"Sparse Modeling of Harmonic Signals"
Idag 2017-06-02 har Filip Elvander blivit godkänd för sitt arbete med titeln "Sparse Modeling of Harmonic Signals"
This thesis considers sparse modeling and estimation of multi-pitch signals, i.e., signals whose frequency content can be described by superpositions of harmonic, or close-toharmonic, structures, characterized by a set of fundamental frequencies. As the number of fundamental frequencies in a given signal is in general unknown, this thesis casts the estimation as a sparse reconstruction problem, i.e., estimates of the fundamental frequencies are produced by finding a sparse representation of the signal in a dictionary containing an over-complete set of pitch atoms. This sparse representation is found by using convex modeling techniques, leading to highly tractable convex optimization problems from whose solutions the estimates of the fundamental frequencies can be deduced. In the first paper of this thesis, a method for multi-pitch estimation for stationary signal frames is proposed. Building on the heuristic of spectrally smooth pitches, the proposed method produces estimates of the fundamental frequencies by minimizing a sequence of penalized least squares criteria, where the penalties adapt to the signal at hand. An efficient algorithm building on the alternating direction method of multipliers is proposed for solving these least squares problems. The second paper considers a time-recursive formulation of the multi-pitch estimation problem, allowing for the exploiting of longer-term correlations of the signal, as well as fundamental frequency estimates with a sample-level time resolution. Also presented is a signal-adaptive dictionary learning scheme, allowing for smooth tracking of frequency modulated signals. In the third paper of this thesis, robustness to deviations from the harmonic model in the form of inharmonicity is considered. The paper proposes a method for estimating the fundamental frequencies by, in the frequency domain, mapping each found spectral line to a set of candidate fundamental frequencies.

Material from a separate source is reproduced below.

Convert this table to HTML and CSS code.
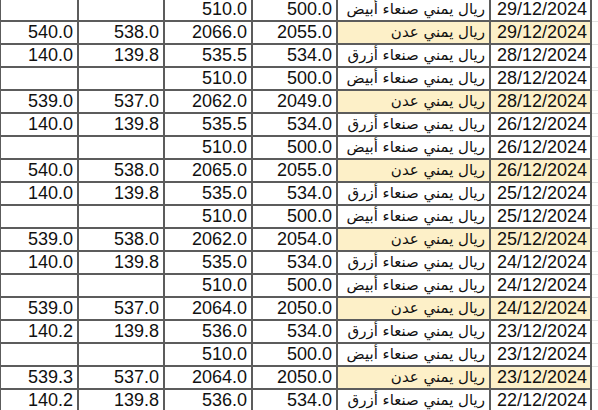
FILE: index.html
```html
<!DOCTYPE html>
<html lang="ar">
<head>
<meta charset="utf-8">
<title>أسعار الصرف</title>
<link rel="stylesheet" href="styles.css">
</head>
<body>
<table class="sheet">
<colgroup>
<col class="c1"><col class="c2"><col class="c3"><col class="c4"><col class="c5"><col class="c6"><col class="c7">
</colgroup>
<tbody>
<tr><td></td><td></td><td>510.0</td><td>500.0</td><td class="ar">ريال يمني صنعاء أبيض</td><td class="dt">29/12/2024</td><td class="pad"></td></tr>
<tr class="aden"><td>540.0</td><td>538.0</td><td>2066.0</td><td>2055.0</td><td class="ar">ريال يمني عدن</td><td class="dt">29/12/2024</td><td class="pad"></td></tr>
<tr><td>140.0</td><td>139.8</td><td>535.5</td><td>534.0</td><td class="ar">ريال يمني صنعاء أزرق</td><td class="dt">28/12/2024</td><td class="pad"></td></tr>
<tr><td></td><td></td><td>510.0</td><td>500.0</td><td class="ar">ريال يمني صنعاء أبيض</td><td class="dt">28/12/2024</td><td class="pad"></td></tr>
<tr class="aden"><td>539.0</td><td>537.0</td><td>2062.0</td><td>2049.0</td><td class="ar">ريال يمني عدن</td><td class="dt">28/12/2024</td><td class="pad"></td></tr>
<tr><td>140.0</td><td>139.8</td><td>535.5</td><td>534.0</td><td class="ar">ريال يمني صنعاء أزرق</td><td class="dt">26/12/2024</td><td class="pad"></td></tr>
<tr><td></td><td></td><td>510.0</td><td>500.0</td><td class="ar">ريال يمني صنعاء أبيض</td><td class="dt">26/12/2024</td><td class="pad"></td></tr>
<tr class="aden"><td>540.0</td><td>538.0</td><td>2065.0</td><td>2055.0</td><td class="ar">ريال يمني عدن</td><td class="dt">26/12/2024</td><td class="pad"></td></tr>
<tr><td>140.0</td><td>139.8</td><td>535.0</td><td>534.0</td><td class="ar">ريال يمني صنعاء أزرق</td><td class="dt">25/12/2024</td><td class="pad"></td></tr>
<tr><td></td><td></td><td>510.0</td><td>500.0</td><td class="ar">ريال يمني صنعاء أبيض</td><td class="dt">25/12/2024</td><td class="pad"></td></tr>
<tr class="aden"><td>539.0</td><td>538.0</td><td>2062.0</td><td>2054.0</td><td class="ar">ريال يمني عدن</td><td class="dt">25/12/2024</td><td class="pad"></td></tr>
<tr><td>140.0</td><td>139.8</td><td>535.0</td><td>534.0</td><td class="ar">ريال يمني صنعاء أزرق</td><td class="dt">24/12/2024</td><td class="pad"></td></tr>
<tr><td></td><td></td><td>510.0</td><td>500.0</td><td class="ar">ريال يمني صنعاء أبيض</td><td class="dt">24/12/2024</td><td class="pad"></td></tr>
<tr class="aden"><td>539.0</td><td>537.0</td><td>2064.0</td><td>2050.0</td><td class="ar">ريال يمني عدن</td><td class="dt">24/12/2024</td><td class="pad"></td></tr>
<tr><td>140.2</td><td>139.8</td><td>536.0</td><td>534.0</td><td class="ar">ريال يمني صنعاء أزرق</td><td class="dt">23/12/2024</td><td class="pad"></td></tr>
<tr><td></td><td></td><td>510.0</td><td>500.0</td><td class="ar">ريال يمني صنعاء أبيض</td><td class="dt">23/12/2024</td><td class="pad"></td></tr>
<tr class="aden"><td>539.3</td><td>537.0</td><td>2064.0</td><td>2050.0</td><td class="ar">ريال يمني عدن</td><td class="dt">23/12/2024</td><td class="pad"></td></tr>
<tr><td>140.2</td><td>139.8</td><td>536.0</td><td>534.0</td><td class="ar">ريال يمني صنعاء أزرق</td><td class="dt">22/12/2024</td><td class="pad"></td></tr>
</tbody>
</table>
</body>
</html>
```
FILE: styles.css
```css
html, body {
  margin: 0;
  padding: 0;
  background: #ffffff;
  overflow: hidden;
}

.sheet {
  border-collapse: collapse;
  table-layout: fixed;
  width: 609px;
  margin: -3px 0 0 -1px;
  font-family: "Liberation Sans", "DejaVu Sans", sans-serif;
  font-size: 18px;
  color: #111111;
}

.c1 { width: 78px; }
.c2 { width: 86px; }
.c3 { width: 88px; }
.c4 { width: 85px; }
.c5 { width: 153px; }
.c6 { width: 101px; }
.c7 { width: 18px; }

.sheet td {
  height: 23px;
  padding: 0 4px 0 0;
  border: 2px solid #5c5c5c;
  text-align: right;
  white-space: nowrap;
  overflow: hidden;
  line-height: 19px;
  box-sizing: border-box;
}

.sheet td.pad {
  border: none;
  border-bottom: 1px solid #e2e2e2;
}

.sheet td.ar {
  direction: rtl;
  text-align: right;
  padding: 0 4px 0 0;
  font-family: "DejaVu Sans", sans-serif;
  font-size: 15px;
}

.sheet td.dt {
  padding-right: 3px;
}

.aden td.ar,
.aden td.dt {
  background: #fdf0c8;
}
```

The optimal mapping is found as the solution to a minimal transport problem, wherein mappings leading to sparse pitch representations are promoted. The presented formulation is shown to yield robustness to varying degrees of inharmonicity without requiring explicit knowledge of the structure or scope of the inharmonicity. In all three papers, the performance of the proposed methods are evaluated using simulated signals as well as real audio.